Print the listing in its entirety and exactly, leaving out images.

[Begin]

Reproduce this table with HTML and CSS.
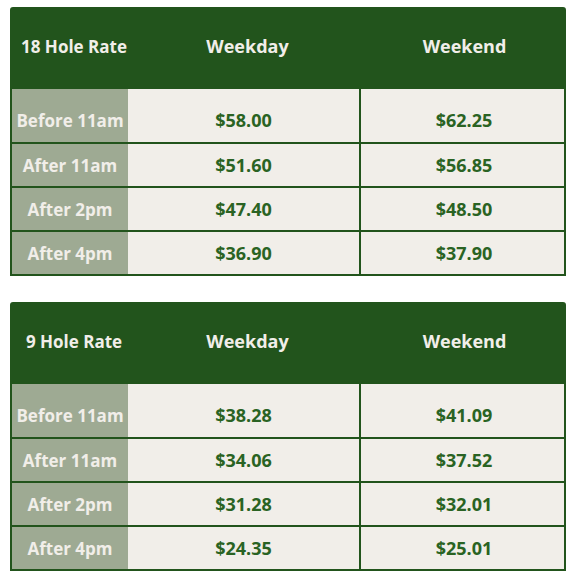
FILE: index.html
```html
<!DOCTYPE html>
<html>
<head>
<meta charset="utf-8">
<link rel="stylesheet" href="styles.css">
</head>
<body>
<div class="page">
  <div class="rate-table">
    <div class="row head">
      <div class="cell label-h">18 Hole Rate</div>
      <div class="cell wd">Weekday</div>
      <div class="cell we">Weekend</div>
    </div>
    <div class="row first">
      <div class="cell label">Before 11am</div>
      <div class="cell wd price">$58.00</div>
      <div class="cell we price">$62.25</div>
    </div>
    <div class="row">
      <div class="cell label">After 11am</div>
      <div class="cell wd price">$51.60</div>
      <div class="cell we price">$56.85</div>
    </div>
    <div class="row">
      <div class="cell label">After 2pm</div>
      <div class="cell wd price">$47.40</div>
      <div class="cell we price">$48.50</div>
    </div>
    <div class="row">
      <div class="cell label">After 4pm</div>
      <div class="cell wd price">$36.90</div>
      <div class="cell we price">$37.90</div>
    </div>
  </div>

  <div class="rate-table">
    <div class="row head">
      <div class="cell label-h">9 Hole Rate</div>
      <div class="cell wd">Weekday</div>
      <div class="cell we">Weekend</div>
    </div>
    <div class="row first">
      <div class="cell label">Before 11am</div>
      <div class="cell wd price">$38.28</div>
      <div class="cell we price">$41.09</div>
    </div>
    <div class="row">
      <div class="cell label">After 11am</div>
      <div class="cell wd price">$34.06</div>
      <div class="cell we price">$37.52</div>
    </div>
    <div class="row">
      <div class="cell label">After 2pm</div>
      <div class="cell wd price">$31.28</div>
      <div class="cell we price">$32.01</div>
    </div>
    <div class="row">
      <div class="cell label">After 4pm</div>
      <div class="cell wd price">$24.35</div>
      <div class="cell we price">$25.01</div>
    </div>
  </div>
</div>
</body>
</html>
```

FILE: styles.css
```css
html, body {
  margin: 0;
  padding: 0;
  background: #ffffff;
}
body {
  font-family: "Open Sans", "Liberation Sans", sans-serif;
  font-weight: 700;
  font-size: 17px;
}
.page {
  display: flex;
  flex-direction: column;
  gap: 26px;
  padding: 7px 0 0 10px;
}
.rate-table {
  width: 552px;
  border: 2px solid #22541c;
  border-radius: 3px 3px 0 0;
  background: #22541c;
  display: flex;
  flex-direction: column;
}
.row {
  display: grid;
  grid-template-columns: 116px 233px 203px;
  height: 42px;
  border-top: 2px solid #22541c;
}
.row.head {
  height: 80px;
  border-top: none;
  background: #22541c;
  color: #f1eee9;
  font-size: 18px;
}
.row.first {
  height: 53px;
  border-top: none;
}
.cell {
  display: flex;
  align-items: center;
  justify-content: center;
  line-height: 1;
}
.head .cell {
  padding-bottom: 6px;
}
.first .cell {
  padding-top: 9px;
}
.label-h {
  padding-left: 8px;
  font-size: 17px;
}
.head .wd {
  padding-left: 6px;
}
.head .we {
  padding-left: 4px;
}
.label {
  background: #9eaa93;
  color: #f1eee9;
}
.price {
  background: #f1eee9;
  color: #2a6323;
  font-size: 18px;
}
.price.wd {
  border-right: 2px solid #22541c;
}
.price.we {
  padding-left: 3px;
}
```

[End]

§ ANSWER TO THIS PROBLEM
Reproduce this table with HTML and CSS.
FILE: index.html
```html
<!DOCTYPE html>
<html>
<head>
<meta charset="utf-8">
<link rel="stylesheet" href="styles.css">
</head>
<body>
<div class="page">
  <div class="rate-table">
    <div class="row head">
      <div class="cell label-h">18 Hole Rate</div>
      <div class="cell wd">Weekday</div>
      <div class="cell we">Weekend</div>
    </div>
    <div class="row first">
      <div class="cell label">Before 11am</div>
      <div class="cell wd price">$58.00</div>
      <div class="cell we price">$62.25</div>
    </div>
    <div class="row">
      <div class="cell label">After 11am</div>
      <div class="cell wd price">$51.60</div>
      <div class="cell we price">$56.85</div>
    </div>
    <div class="row">
      <div class="cell label">After 2pm</div>
      <div class="cell wd price">$47.40</div>
      <div class="cell we price">$48.50</div>
    </div>
    <div class="row">
      <div class="cell label">After 4pm</div>
      <div class="cell wd price">$36.90</div>
      <div class="cell we price">$37.90</div>
    </div>
  </div>

  <div class="rate-table">
    <div class="row head">
      <div class="cell label-h">9 Hole Rate</div>
      <div class="cell wd">Weekday</div>
      <div class="cell we">Weekend</div>
    </div>
    <div class="row first">
      <div class="cell label">Before 11am</div>
      <div class="cell wd price">$38.28</div>
      <div class="cell we price">$41.09</div>
    </div>
    <div class="row">
      <div class="cell label">After 11am</div>
      <div class="cell wd price">$34.06</div>
      <div class="cell we price">$37.52</div>
    </div>
    <div class="row">
      <div class="cell label">After 2pm</div>
      <div class="cell wd price">$31.28</div>
      <div class="cell we price">$32.01</div>
    </div>
    <div class="row">
      <div class="cell label">After 4pm</div>
      <div class="cell wd price">$24.35</div>
      <div class="cell we price">$25.01</div>
    </div>
  </div>
</div>
</body>
</html>
```

FILE: styles.css
```css
html, body {
  margin: 0;
  padding: 0;
  background: #ffffff;
}
body {
  font-family: "Open Sans", "Liberation Sans", sans-serif;
  font-weight: 700;
  font-size: 17px;
}
.page {
  display: flex;
  flex-direction: column;
  gap: 26px;
  padding: 7px 0 0 10px;
}
.rate-table {
  width: 552px;
  border: 2px solid #22541c;
  border-radius: 3px 3px 0 0;
  background: #22541c;
  display: flex;
  flex-direction: column;
}
.row {
  display: grid;
  grid-template-columns: 116px 233px 203px;
  height: 42px;
  border-top: 2px solid #22541c;
}
.row.head {
  height: 80px;
  border-top: none;
  background: #22541c;
  color: #f1eee9;
  font-size: 18px;
}
.row.first {
  height: 53px;
  border-top: none;
}
.cell {
  display: flex;
  align-items: center;
  justify-content: center;
  line-height: 1;
}
.head .cell {
  padding-bottom: 6px;
}
.first .cell {
  padding-top: 9px;
}
.label-h {
  padding-left: 8px;
  font-size: 17px;
}
.head .wd {
  padding-left: 6px;
}
.head .we {
  padding-left: 4px;
}
.label {
  background: #9eaa93;
  color: #f1eee9;
}
.price {
  background: #f1eee9;
  color: #2a6323;
  font-size: 18px;
}
.price.wd {
  border-right: 2px solid #22541c;
}
.price.we {
  padding-left: 3px;
}
```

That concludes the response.